> Exercise brief: Retype all material exactly. Pictures stay out of the copy.

--*--

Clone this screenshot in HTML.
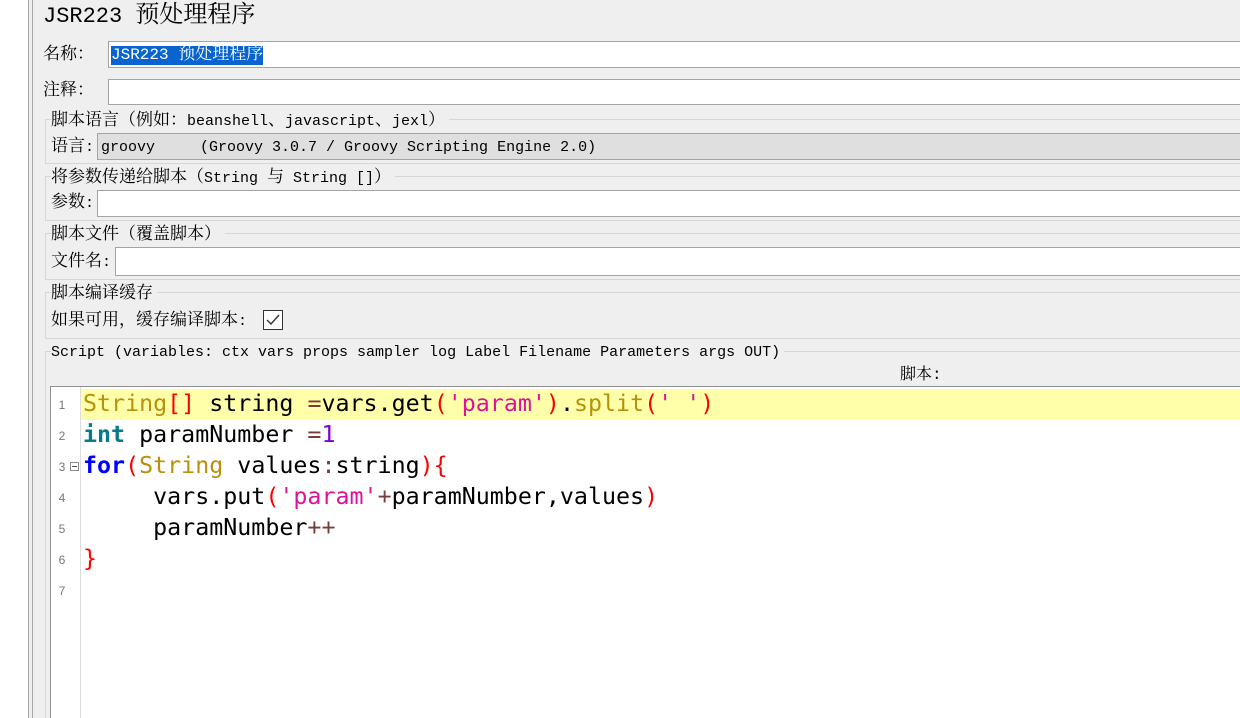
<!DOCTYPE html>
<html><head><meta charset="utf-8"><style>
*{margin:0;padding:0;box-sizing:border-box}
html,body{width:1240px;height:718px;overflow:hidden}
body{background:#fff;position:relative;font-family:"Liberation Mono","Noto Serif CJK SC","Noto Sans CJK SC",monospace;color:#000}
.a{position:absolute;white-space:pre}
.panel{position:absolute;left:28px;top:0;width:1212px;height:718px;background:#efefef;border-left:1px solid #a8a8a8}
.inner{position:absolute;left:32px;top:0;width:1px;height:718px;background:#a8a8a8}
.in{position:absolute;background:#fff;border:1px solid #a4a4a4;border-right:none}
.grp{position:absolute;left:45px;width:1200px;border:1px solid #d6d6d6;border-right:none}
.lbl{font-size:15px;line-height:18px}
.c{font-size:17px;line-height:18px}
.code{font-family:"DejaVu Sans Mono","Liberation Mono",monospace;font-size:23.3px;line-height:31px}
.n{position:absolute;left:50px;width:24px;text-align:center;font-family:"Liberation Sans",sans-serif;font-size:12px;color:#777}
</style></head><body>
<div class="panel"></div>
<div class="inner"></div>
<div class="a" style="left:43px;top:3px;font-size:22px;line-height:28px;font-family:'Liberation Mono','Noto Serif CJK SC',monospace">JSR223 <span style="font-size:24px;line-height:28px">预处理程序</span></div>

<div class="a lbl" style="left:43px;top:47px"><span class="c">名称：</span></div>
<div class="in" style="left:108px;top:41px;width:1140px;height:27px"></div>
<div class="a lbl" style="left:111px;top:46px;background:#0a64d0;color:#fff;font-size:16px">JSR223 <span class="c">预处理程序</span></div>

<div class="a lbl" style="left:43px;top:83px"><span class="c">注释：</span></div>
<div class="in" style="left:108px;top:79px;width:1140px;height:26px"></div>

<div class="grp" style="top:119px;height:45px"></div>
<div class="a lbl" style="left:51px;top:113px;background:#efefef;padding-right:4px"><span class="c">脚本语言（例如：</span>beanshell<span class="c">、</span>javascript<span class="c">、</span>jexl<span class="c">）</span></div>
<div class="a lbl" style="left:51px;top:139px"><span class="c">语言</span>:</div>
<div class="in" style="left:97px;top:133px;width:1150px;height:27px;background:#dfdfdf"></div>
<div class="a lbl" style="left:101px;top:139px">groovy     (Groovy 3.0.7 / Groovy Scripting Engine 2.0)</div>

<div class="grp" style="top:176px;height:45px"></div>
<div class="a lbl" style="left:51px;top:170px;background:#efefef;padding-right:4px"><span class="c">将参数传递给脚本（</span>String <span class="c">与</span> String []<span class="c">）</span></div>
<div class="a lbl" style="left:51px;top:195px"><span class="c">参数</span>:</div>
<div class="in" style="left:97px;top:190px;width:1150px;height:27px"></div>

<div class="grp" style="top:233px;height:47px"></div>
<div class="a lbl" style="left:51px;top:227px;background:#efefef;padding-right:4px"><span class="c">脚本文件（覆盖脚本）</span></div>
<div class="a lbl" style="left:51px;top:254px"><span class="c">文件名</span>:</div>
<div class="in" style="left:115px;top:247px;width:1130px;height:29px"></div>

<div class="grp" style="top:292px;height:47px"></div>
<div class="a lbl" style="left:51px;top:286px;background:#efefef;padding-right:4px"><span class="c">脚本编译缓存</span></div>
<div class="a lbl" style="left:51px;top:313px"><span class="c">如果可用，缓存编译脚本</span>:</div>
<div style="position:absolute;left:263px;top:310px;width:20px;height:20px;border:1px solid #333;background:#fff">
<svg width="18" height="18" viewBox="0 0 18 18"><path d="M3 9 L7 13 L15 4" fill="none" stroke="#333" stroke-width="1.4"/></svg></div>

<div class="grp" style="top:351px;height:380px"></div>
<div class="a lbl" style="left:51px;top:344px;background:#efefef;padding-right:4px">Script (variables: ctx vars props sampler log Label Filename Parameters args OUT)</div>
<div class="a" style="left:900px;top:367px;font-size:16px;line-height:17px">脚本:</div>

<div class="in" style="left:50px;top:386px;width:1200px;height:340px;border-color:#909090"></div>
<div style="position:absolute;left:80px;top:387px;width:1px;height:331px;background:#ddd"></div>
<div style="position:absolute;left:81px;top:389px;width:1159px;height:31px;background:#ffffaa"></div>

<div class="n" style="top:398px">1</div>
<div class="n" style="top:429px">2</div>
<div class="n" style="top:460px">3</div>
<div style="position:absolute;left:70px;top:462px;width:9px;height:9px;border:1px solid #888;background:#fff"><div style="position:absolute;left:1px;top:3px;width:5px;height:1px;background:#555"></div></div>
<div class="n" style="top:491px">4</div>
<div class="n" style="top:522px">5</div>
<div class="n" style="top:553px">6</div>
<div class="n" style="top:584px">7</div>

<div class="a code" style="left:83px;top:388px"><span style="color:#b8900a">String</span><span style="color:#f00">[]</span> string <span style="color:#7a3b3b">=</span>vars.get<span style="color:#f00">(</span><span style="color:#e0109a">'param'</span><span style="color:#f00">)</span>.<span style="color:#b8900a">split</span><span style="color:#f00">(</span><span style="color:#e0109a">' '</span><span style="color:#f00">)</span>
<b style="color:#0a7a8a">int</b> paramNumber <span style="color:#7a3b3b">=</span><span style="color:#8000d0">1</span>
<b style="color:#0000ff">for</b><span style="color:#f00">(</span><span style="color:#b8900a">String</span> values<span style="color:#7a3b3b">:</span>string<span style="color:#f00">){</span>
     vars.put<span style="color:#f00">(</span><span style="color:#e0109a">'param'</span><span style="color:#7a3b3b">+</span>paramNumber,values<span style="color:#f00">)</span>
     paramNumber<span style="color:#7a3b3b">++</span>
<span style="color:#f00">}</span></div>
</body></html>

--*--

> Solution to this problem:
Clone this screenshot in HTML.
<!DOCTYPE html>
<html><head><meta charset="utf-8"><style>
*{margin:0;padding:0;box-sizing:border-box}
html,body{width:1240px;height:718px;overflow:hidden}
body{background:#fff;position:relative;font-family:"Liberation Mono","Noto Serif CJK SC","Noto Sans CJK SC",monospace;color:#000}
.a{position:absolute;white-space:pre}
.panel{position:absolute;left:28px;top:0;width:1212px;height:718px;background:#efefef;border-left:1px solid #a8a8a8}
.inner{position:absolute;left:32px;top:0;width:1px;height:718px;background:#a8a8a8}
.in{position:absolute;background:#fff;border:1px solid #a4a4a4;border-right:none}
.grp{position:absolute;left:45px;width:1200px;border:1px solid #d6d6d6;border-right:none}
.lbl{font-size:15px;line-height:18px}
.c{font-size:17px;line-height:18px}
.code{font-family:"DejaVu Sans Mono","Liberation Mono",monospace;font-size:23.3px;line-height:31px}
.n{position:absolute;left:50px;width:24px;text-align:center;font-family:"Liberation Sans",sans-serif;font-size:12px;color:#777}
</style></head><body>
<div class="panel"></div>
<div class="inner"></div>
<div class="a" style="left:43px;top:3px;font-size:22px;line-height:28px;font-family:'Liberation Mono','Noto Serif CJK SC',monospace">JSR223 <span style="font-size:24px;line-height:28px">预处理程序</span></div>

<div class="a lbl" style="left:43px;top:47px"><span class="c">名称：</span></div>
<div class="in" style="left:108px;top:41px;width:1140px;height:27px"></div>
<div class="a lbl" style="left:111px;top:46px;background:#0a64d0;color:#fff;font-size:16px">JSR223 <span class="c">预处理程序</span></div>

<div class="a lbl" style="left:43px;top:83px"><span class="c">注释：</span></div>
<div class="in" style="left:108px;top:79px;width:1140px;height:26px"></div>

<div class="grp" style="top:119px;height:45px"></div>
<div class="a lbl" style="left:51px;top:113px;background:#efefef;padding-right:4px"><span class="c">脚本语言（例如：</span>beanshell<span class="c">、</span>javascript<span class="c">、</span>jexl<span class="c">）</span></div>
<div class="a lbl" style="left:51px;top:139px"><span class="c">语言</span>:</div>
<div class="in" style="left:97px;top:133px;width:1150px;height:27px;background:#dfdfdf"></div>
<div class="a lbl" style="left:101px;top:139px">groovy     (Groovy 3.0.7 / Groovy Scripting Engine 2.0)</div>

<div class="grp" style="top:176px;height:45px"></div>
<div class="a lbl" style="left:51px;top:170px;background:#efefef;padding-right:4px"><span class="c">将参数传递给脚本（</span>String <span class="c">与</span> String []<span class="c">）</span></div>
<div class="a lbl" style="left:51px;top:195px"><span class="c">参数</span>:</div>
<div class="in" style="left:97px;top:190px;width:1150px;height:27px"></div>

<div class="grp" style="top:233px;height:47px"></div>
<div class="a lbl" style="left:51px;top:227px;background:#efefef;padding-right:4px"><span class="c">脚本文件（覆盖脚本）</span></div>
<div class="a lbl" style="left:51px;top:254px"><span class="c">文件名</span>:</div>
<div class="in" style="left:115px;top:247px;width:1130px;height:29px"></div>

<div class="grp" style="top:292px;height:47px"></div>
<div class="a lbl" style="left:51px;top:286px;background:#efefef;padding-right:4px"><span class="c">脚本编译缓存</span></div>
<div class="a lbl" style="left:51px;top:313px"><span class="c">如果可用，缓存编译脚本</span>:</div>
<div style="position:absolute;left:263px;top:310px;width:20px;height:20px;border:1px solid #333;background:#fff">
<svg width="18" height="18" viewBox="0 0 18 18"><path d="M3 9 L7 13 L15 4" fill="none" stroke="#333" stroke-width="1.4"/></svg></div>

<div class="grp" style="top:351px;height:380px"></div>
<div class="a lbl" style="left:51px;top:344px;background:#efefef;padding-right:4px">Script (variables: ctx vars props sampler log Label Filename Parameters args OUT)</div>
<div class="a" style="left:900px;top:367px;font-size:16px;line-height:17px">脚本:</div>

<div class="in" style="left:50px;top:386px;width:1200px;height:340px;border-color:#909090"></div>
<div style="position:absolute;left:80px;top:387px;width:1px;height:331px;background:#ddd"></div>
<div style="position:absolute;left:81px;top:389px;width:1159px;height:31px;background:#ffffaa"></div>

<div class="n" style="top:398px">1</div>
<div class="n" style="top:429px">2</div>
<div class="n" style="top:460px">3</div>
<div style="position:absolute;left:70px;top:462px;width:9px;height:9px;border:1px solid #888;background:#fff"><div style="position:absolute;left:1px;top:3px;width:5px;height:1px;background:#555"></div></div>
<div class="n" style="top:491px">4</div>
<div class="n" style="top:522px">5</div>
<div class="n" style="top:553px">6</div>
<div class="n" style="top:584px">7</div>

<div class="a code" style="left:83px;top:388px"><span style="color:#b8900a">String</span><span style="color:#f00">[]</span> string <span style="color:#7a3b3b">=</span>vars.get<span style="color:#f00">(</span><span style="color:#e0109a">'param'</span><span style="color:#f00">)</span>.<span style="color:#b8900a">split</span><span style="color:#f00">(</span><span style="color:#e0109a">' '</span><span style="color:#f00">)</span>
<b style="color:#0a7a8a">int</b> paramNumber <span style="color:#7a3b3b">=</span><span style="color:#8000d0">1</span>
<b style="color:#0000ff">for</b><span style="color:#f00">(</span><span style="color:#b8900a">String</span> values<span style="color:#7a3b3b">:</span>string<span style="color:#f00">){</span>
     vars.put<span style="color:#f00">(</span><span style="color:#e0109a">'param'</span><span style="color:#7a3b3b">+</span>paramNumber,values<span style="color:#f00">)</span>
     paramNumber<span style="color:#7a3b3b">++</span>
<span style="color:#f00">}</span></div>
</body></html>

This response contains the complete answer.